Even if we assume that the judge intended to reject only the appeal waiver, Rule 11 does not authorize this form of departure from the agreement once accepted by the court. If the judge did not want to accept Lockwood’s plea agreement or any portion thereof, he should have rejected the whole thing, and the government and Lockwood would have been back at square one. Instead, he sentenced Lockwood consistent with the provisions of the plea agreement and, at the conclusion of sentencing, granted Lockwood special leave to appeal his sentence. In essence, the judge accepted the agreement but sua sponte rescinded one of its provisions — the one pertaining to Lockwood’s appeal waiver. We agree with the government that Rule 11 does not allow for such an approach, so the district court was in error when he granted Lockwood special leave to appeal.

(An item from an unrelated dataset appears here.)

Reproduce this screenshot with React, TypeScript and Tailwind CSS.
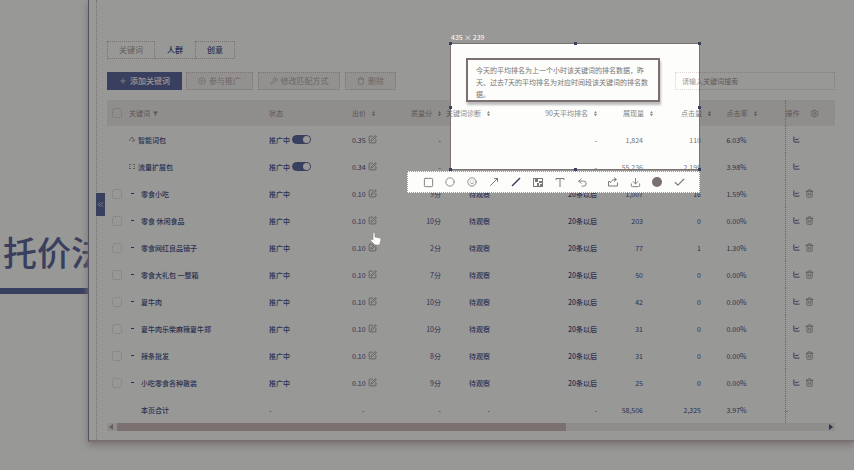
import type { ReactNode } from "react";
import {
  Check,
  ChevronsLeft,
  Circle,
  CirclePlay,
  Download,
  Filter,
  LineChart,
  MoveUpRight,
  Plus,
  Settings,
  Smile,
  Square,
  SquarePen,
  Trash,
  Trash2,
  Undo2,
  Wrench,
} from "lucide-react";

type Row = {
  name: string;
  group?: "smart" | "flow";
  price: string;
  score: string;
  diagnosis: string;
  rank: string;
  views: string;
  clicks: string;
  rate: string;
};

const keyword = (name: string, score: string, views: string, clicks: string, rate: string): Row => ({
  name,
  price: "0.10",
  score,
  diagnosis: "待观察",
  rank: "20条以后",
  views,
  clicks,
  rate,
});

const rows: Row[] = [
  { name: "智能词包", group: "smart", price: "0.35", score: "-", diagnosis: "", rank: "-", views: "1,824", clicks: "110", rate: "6.03%" },
  { name: "流量扩展包", group: "flow", price: "0.34", score: "-", diagnosis: "", rank: "-", views: "55,236", clicks: "2,195", rate: "3.98%" },
  keyword("零食小吃", "9分", "1,007", "16", "1.59%"),
  keyword("零食 休闲食品", "10分", "203", "0", "0.00%"),
  keyword("零食网红良品铺子", "2分", "77", "1", "1.30%"),
  keyword("零食大礼包 一整箱", "7分", "50", "0", "0.00%"),
  keyword("夏牛肉", "10分", "42", "0", "0.00%"),
  keyword("夏牛肉乐柴麻辣夏牛郑", "10分", "31", "0", "0.00%"),
  keyword("辣条批发", "8分", "31", "0", "0.00%"),
  keyword("小吃零食各种散装", "9分", "25", "0", "0.00%"),
];

function Sort() {
  return (
    <svg viewBox="0 0 4 7" className="h-[7px] w-[3px] shrink-0" fill="currentColor" aria-hidden="true">
      <path d="M2 0 4 3H0Z M2 7 0 4H4Z" />
    </svg>
  );
}

function Head({ children, right, tone = "text-[#9c8f8f]", pad = "" }: { children: ReactNode; right?: boolean; tone?: string; pad?: string }) {
  return (
    <th className={`p-0 font-normal ${tone} ${pad}`}>
      <span className={`flex items-center gap-[6px] whitespace-nowrap ${right ? "justify-end" : ""}`}>
        {children}
        <Sort />
      </span>
    </th>
  );
}

function Tool({ label, children }: { label: string; children: ReactNode }) {
  return (
    <button type="button" aria-label={label} className="flex h-5 w-[22px] items-center justify-center">
      {children}
    </button>
  );
}

const disabledButton =
  "flex h-[18px] items-center justify-center gap-[3px] border border-dotted border-[#cfc4c4] bg-[#f5f1f1] text-[8px] text-[#b8abab]";

export default function App() {
  return (
    <div className="relative flex h-screen overflow-hidden bg-[#fdfdfb] font-['Noto_Sans_CJK_SC',sans-serif] text-[7px] leading-[10px] text-[#4a5288]">
      <aside className="w-[88px] shrink-0 overflow-hidden pt-[228px]">
        <h1 className="h-[60px] pl-[3px] text-[34px] leading-[48px] font-medium whitespace-nowrap text-[#60699d]">托价法</h1>
        <div className="h-[6px] bg-[#60699d]" />
      </aside>

      <main className="mb-7 flex min-w-0 flex-1 border-b-2 border-l border-b-[#cbbbbb] border-l-[#8f88a0] pl-[7px] shadow-[0_3px_7px_#c8bebe]">
        <div className="w-[9px] shrink-0 border-l border-dotted border-[#cbbbbb] pt-[193px]">
          <button type="button" aria-label="收起侧栏" className="-ml-px flex h-[23px] w-[9px] items-center justify-center bg-[#60699d] text-[#f4eeee]">
            <ChevronsLeft size={9} />
          </button>
        </div>

        <div className="min-w-0 flex-1 pt-[41px] pr-[19px] pl-[2px]">
          <nav className="flex h-[18px] text-[8px]">
            <button type="button" className="w-12 border border-dotted border-[#cbbbbb] text-[#a89a9a]">关键词</button>
            <button type="button" className="w-10 border-b border-dotted border-[#cbbbbb] font-medium">人群</button>
            <button type="button" className="w-10 border border-dotted border-[#cbbbbb] font-medium">创意</button>
          </nav>

          <div className="mt-[13px] flex h-[18px]">
            <button type="button" className="flex w-[75px] items-center justify-center gap-[3px] bg-[#60699d] text-[8px] font-medium text-[#fdf6f2]">
              <Plus size={8} />
              添加关键词
            </button>
            <button type="button" disabled className={`ml-1 w-[67px] ${disabledButton}`}>
              <CirclePlay size={8} />
              参与推广
            </button>
            <button type="button" disabled className={`ml-[5px] w-[82px] ${disabledButton}`}>
              <Wrench size={8} />
              修改匹配方式
            </button>
            <button type="button" disabled className={`ml-[5px] w-[51px] ${disabledButton}`}>
              <Trash size={8} />
              删除
            </button>
            <input
              type="search"
              aria-label="搜索关键词"
              placeholder="请输入关键词搜索"
              className="ml-auto w-[160px] border border-dotted border-[#ded6d6] bg-transparent pl-[6px] text-[7px] outline-none placeholder:text-[#a09595]"
            />
          </div>

          <table className="mt-[10px] w-full table-fixed border-collapse text-left">
            <colgroup>
              <col />
              <col className="w-[83px]" />
              <col className="w-[55px]" />
              <col className="w-[41px]" />
              <col className="w-[49px]" />
              <col className="w-[107px]" />
              <col className="w-[56px]" />
              <col className="w-[58px]" />
              <col className="w-[74px]" />
              <col className="w-[50px]" />
            </colgroup>
            <thead>
              <tr className="h-[26px] bg-[linear-gradient(90deg,#f0ecec_0,#f0ecec_343px,transparent_343px,transparent_593px,#f0ecec_593px)] text-[#9c8f8f]">
                <th className="p-0 font-normal">
                  <span className="flex items-center pl-[5px]">
                    <input type="checkbox" aria-label="全选" className="size-[10px] appearance-none rounded-[3px] border border-dotted border-[#c4b8b8]" />
                    <span className="ml-[7px]">关键词</span>
                    <Filter size={5} fill="currentColor" className="ml-[3px]" />
                  </span>
                </th>
                <th className="p-0 pl-[7px] font-normal">状态</th>
                <Head pad="pl-[7px]">出价</Head>
                <Head right>质量分</Head>
                <Head right tone="text-[#858585]">关键词诊断</Head>
                <Head right tone="text-[#858585]">90天平均排名</Head>
                <Head right tone="text-[#858585]">展现量</Head>
                <Head right tone="text-[#858585]">点击量</Head>
                <Head right pad="pr-7">点击率</Head>
                <th className="border-l border-dotted border-[#b8acac] p-0 font-normal">
                  <span className="flex items-center gap-[10px]">
                    操作
                    <Settings size={9} />
                  </span>
                </th>
              </tr>
            </thead>
            <tbody>
              {rows.map((row) => {
                const metric = row.group ? "text-[#757575]" : "";
                return (
                  <tr key={row.name} className="h-[27px]">
                    <td className="p-0">
                      {row.group ? (
                        <span className="flex items-center pl-[22px]">
                          <svg viewBox="0 0 7 7" className="size-[7px]" fill="none" stroke="#9c8f8f" aria-hidden="true">
                            {row.group === "smart" ? (
                              <path d="M0 5 3 1 6 5M3 6 5 4" />
                            ) : (
                              <path d="M0 1.5H2M4 1.5H6M0 3.5H1M5 3.5H6M0 5.5H2M4 5.5H6" />
                            )}
                          </svg>
                          <span className="ml-[2px] font-medium">{row.name}</span>
                        </span>
                      ) : (
                        <span className="flex items-center pl-[5px]">
                          <input
                            type="checkbox"
                            aria-label={row.name}
                            className="size-[10px] appearance-none rounded-[3px] border border-dotted border-[#d4caca]"
                          />
                          <span className="ml-[9px] h-px w-[3px] bg-[#4a5288]" />
                          <span className="ml-[7px] font-medium whitespace-nowrap">{row.name}</span>
                        </span>
                      )}
                    </td>
                    <td className="p-0 pl-[7px]">
                      <span className="flex items-center gap-[2px] font-medium">
                        推广中
                        {row.group && (
                          <input
                            type="checkbox"
                            role="switch"
                            defaultChecked
                            aria-label={`${row.name}推广`}
                            className="flex h-[9px] w-[19px] appearance-none items-center justify-end rounded-full border border-[#60699d] bg-[#60699d] before:size-[7px] before:rounded-full before:bg-[#fdfdfb]"
                          />
                        )}
                      </span>
                    </td>
                    <td className="p-0 pl-[7px]">
                      <span className="flex items-center gap-[2px]">
                        {row.price}
                        <button type="button" aria-label={`修改${row.name}出价`} className="text-[#8f8585]">
                          <SquarePen size={9} />
                        </button>
                      </span>
                    </td>
                    <td className="p-0 text-right">{row.score}</td>
                    <td className="p-0 text-right font-medium">{row.diagnosis}</td>
                    <td className={`p-0 text-right font-medium ${metric}`}>{row.rank}</td>
                    <td className={`p-0 pr-[10px] text-right ${metric}`}>{row.views}</td>
                    <td className={`p-0 pr-[10px] text-right ${metric}`}>{row.clicks}</td>
                    <td className="p-0 pr-[38px] text-right">{row.rate}</td>
                    <td className="border-l border-dotted border-[#b8acac] p-0 pl-[7px]">
                      <span className="flex items-center gap-[5px]">
                        <button type="button" aria-label={`${row.name}报表`}>
                          <LineChart size={7} strokeWidth={3} />
                        </button>
                        {!row.group && (
                          <button type="button" aria-label={`删除${row.name}`} className="text-[#8f8585]">
                            <Trash2 size={9} />
                          </button>
                        )}
                      </span>
                    </td>
                  </tr>
                );
              })}
            </tbody>
            <tfoot>
              <tr className="h-[27px]">
                <td className="p-0 pl-[34px] font-medium">本页合计</td>
                <td className="p-0 pl-[7px]">-</td>
                <td className="p-0 pl-[17px]">-</td>
                <td className="p-0 text-right">-</td>
                <td className="p-0 text-right">-</td>
                <td className="p-0 text-right">-</td>
                <td className="p-0 pr-[10px] text-right">58,506</td>
                <td className="p-0 pr-[10px] text-right">2,325</td>
                <td className="p-0 pr-[38px] text-right">3.97%</td>
                <td className="border-l border-dotted border-[#b8acac] p-0">-</td>
              </tr>
            </tfoot>
          </table>

          <div className="flex h-[8px] items-center bg-[#eeeae9] px-[2px]">
            <svg viewBox="0 0 4 6" className="mr-1 h-[6px] w-1" fill="#a89a9a" aria-hidden="true">
              <path d="M4 0V6L0 3Z" />
            </svg>
            <div className="h-[8px] w-[62%] bg-[#cbbbbb]" />
            <svg viewBox="0 0 4 6" className="ml-auto h-[6px] w-1" fill="#4a5288" aria-hidden="true">
              <path d="M0 0V6L4 3Z" />
            </svg>
          </div>
        </div>
      </main>

      {/* Screen-capture selection: its spread shadow dims the rest of the page. */}
      <section className="absolute top-[43px] left-[450px] h-[127px] w-[250px] border border-[#7a7070] shadow-[0_0_0_999px_rgba(0,0,0,0.4)]">
        <span className="absolute -top-[12px] left-0 text-[7px] whitespace-nowrap text-white">435 × 239</span>
        <p className="mt-[14px] ml-[15px] w-[194px] border-2 border-[#7a7070] bg-[#fdfdfb] pt-1 pl-2 text-[7px] leading-[12px] text-[#757575] shadow-[1px_3px_2px_#bdbdbd]">
          今天的平均排名为上一个小时该关键词的排名数据，昨
          <br />
          天、过去7天的平均排名为对应时间段该关键词的排名数
          <br />
          据。
        </p>
        <i className="absolute -top-[2px] -left-[2px] size-[3px] bg-[#3a3f5e]" />
        <i className="absolute -top-[2px] left-1/2 -ml-px size-[3px] bg-[#3a3f5e]" />
        <i className="absolute -top-[2px] -right-[2px] size-[3px] bg-[#3a3f5e]" />
        <i className="absolute top-1/2 -left-[2px] -mt-px size-[3px] bg-[#3a3f5e]" />
        <i className="absolute top-1/2 -right-[2px] -mt-px size-[3px] bg-[#3a3f5e]" />
        <i className="absolute -bottom-[2px] -left-[2px] size-[3px] bg-[#3a3f5e]" />
        <i className="absolute -bottom-[2px] left-1/2 -ml-px size-[3px] bg-[#3a3f5e]" />
        <i className="absolute -right-[2px] -bottom-[2px] size-[3px] bg-[#3a3f5e]" />
      </section>

      <div role="toolbar" aria-label="截图工具" className="absolute top-[171px] left-[407px] flex h-[22px] w-[293px] items-center justify-between border border-dotted border-[#999999] bg-[#fdfdfb] px-[9px] text-[#7c7878]">
        <Tool label="矩形"><Square size={11} /></Tool>
        <Tool label="椭圆"><Circle size={10} /></Tool>
        <Tool label="表情"><Smile size={10} /></Tool>
        <Tool label="箭头"><MoveUpRight size={12} /></Tool>
        <Tool label="画笔">
          <svg viewBox="0 0 10 10" className="size-[10px]" fill="none" stroke="#3a3f5e" aria-hidden="true">
            <path d="M1 9 9 1" strokeWidth="1.4" />
          </svg>
        </Tool>
        <Tool label="马赛克">
          <svg viewBox="0 0 10 10" className="size-[10px]" fill="#7c7878" aria-hidden="true">
            <path d="M0 1H10V10H0ZM1 2V9H9V2Z" fillRule="evenodd" />
            <path d="M2 2H5V5H2ZM6 4H9V6H6ZM4 6H6V9H4ZM7 7H9V9H7Z" />
          </svg>
        </Tool>
        <Tool label="文字">
          <svg viewBox="0 0 10 10" className="size-[10px]" fill="none" stroke="currentColor" aria-hidden="true">
            <path d="M1 3V1.5H9V3M5 1.5V10" />
          </svg>
        </Tool>
        <Tool label="撤销"><Undo2 size={11} /></Tool>
        <span className="w-[9px]" />
        <Tool label="分享">
          <svg viewBox="0 0 10 10" className="size-[10px]" fill="none" stroke="currentColor" aria-hidden="true">
            <path d="M2 4.5H.5V9H9.5V5.5M2.5 6Q3 2.5 8 2.5M6 .5 8.5 2.5 6 4.5" />
          </svg>
        </Tool>
        <Tool label="保存"><Download size={11} /></Tool>
        <Tool label="颜色"><span className="size-[10px] rounded-full bg-[#7a7070]" /></Tool>
        <Tool label="完成"><Check size={13} /></Tool>
      </div>

      <svg viewBox="0 0 12 14" className="absolute top-[232px] left-[370px] h-[14px] w-3" aria-hidden="true">
        <path d="M3 1Q4 0 5 1V5L10 6Q11 6 11 8L10 11V13H5L1 9Q0 7 2 7L3 8Z" fill="#fff" stroke="#8a8080" strokeWidth=".6" />
      </svg>
    </div>
  );
}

This brings us to Lockwood’s suggestion that his appeal waiver is invalid because the parties and the court failed to anticipate Booker. Because plea agreements are basically contracts, we have evaluated their validity and enforceability under principles of contract law. See United States v. Cook, 406 F.3d 485, 487-88 (7th Cir.2005); United States v. Bownes, 405 F.3d 634, 636 (7th Cir.2005). *608More to the point, it is well established that a defendant’s appeal waiver is enforceable if made knowingly and voluntarily. See, e.g., United States v. Williams, 184 F.3d 666, 668 (7th Cir.1999); United States v. Wenger, 58 F.3d 280, 282 (7th Cir.1995); accord United States v. Andis, 333 F.3d 886, 889-90 (8th Cir.2003) (en banc).
Lockwood does not dispute that he knowingly and intelligently waived his right to appeal as part of his plea agreement. He instead claims that his appeal waiver is “null and void” because his sentence exceeded the statutory maximum on the basis of facts found by the district judge in violation of Booker. This, Lockwood claims, was a “fundamental error” of the sort that may resurrect his right to appeal, see, e.g., United States v. Ogden, 102 F.3d 887, 889 (7th Cir.1996), or at least entitles him to a limited remand pursuant to Paladino, which the government concedes is the proper remedy if we conclude that Lockwood’s appeal should not be dismissed.
Lockwood is out of luck, however. Although it is clear the district judge sentenced Lockwood in part on the basis of facts not found by a jury beyond a reasonable doubt, it is equally clear that Lockwood knowingly and intentionally waived his right to appeal his sentence for any reason. “Any reason” captures a great deal, including later changes in law that might favor Lockwood, so even a broadly worded appeal waiver like Lockwood’s remains effective absent a contractual provision in the plea agreement stating otherwise. See Bownes, 405 F.3d at 636 (collecting authority). The fact that Lockwood, the government, and the district court failed to anticipate Booker or its sweeping effect on federal guidelines sentencing does not change this conclusion. See United States v. Roche, 415 F.3d 614, 617, 2005 WL 1618816, at *2 (7th Cir. July 11, 2005). There simply is nothing special about Booker that would preclude enforcement of an otherwise valid appeal waiver. See Bownes, 405 F.3d at 637 (rejecting the view that “Booker is special because it brought about a ‘sea change’ in the law”); Roche, 415 F.3d at 617, 2005 WL 1618816, at *2. We note that most of our sister circuits have held likewise. See, e.g., United States v. Reeves, 410 F.3d 1031, 1034 (8th Cir.2005) (“Unless expressly reserved ..., the right to appellate relief under Booker is among the rights waived by a valid appeal waiver, even if the parties did not anticipate the Blakely/Booker rulings.”) (quotation omitted) (collecting authority); United States v. Blick, 408 F.3d 162, 170 (4th Cir.2005) (collecting authority); United States v. Bradley, 400 F.3d 459, 463-66 (6th Cir.2005).
This is not to say that appeal waivers or plea agreements are forever set in stone. We have recognized several sentencing situations under which the broad enforcement of such waivers may be limited. These include, for example, sentences based on constitutionally impermissible criteria (such as race), sentences exceeding the statutory maximum, or ineffective assistance of counsel. See Bownes, 405 F.3d at 637 (collecting authority); see also Cook, 406 F.3d at 487; Andis, 333 F.3d at 891-92. As best we can tell from the record, none of these circumstances is present here, nor does Lockwood present any argument to the contrary.
In sum, as Lockwood concedes, his appeal waiver was valid and binding. Booker does not change the enforceability of this waiver and is not applicable in Lockwood’s case; therefore, a limited remand under Paladino would not be appropriate here. Lockwood’s appeal is Dismissed.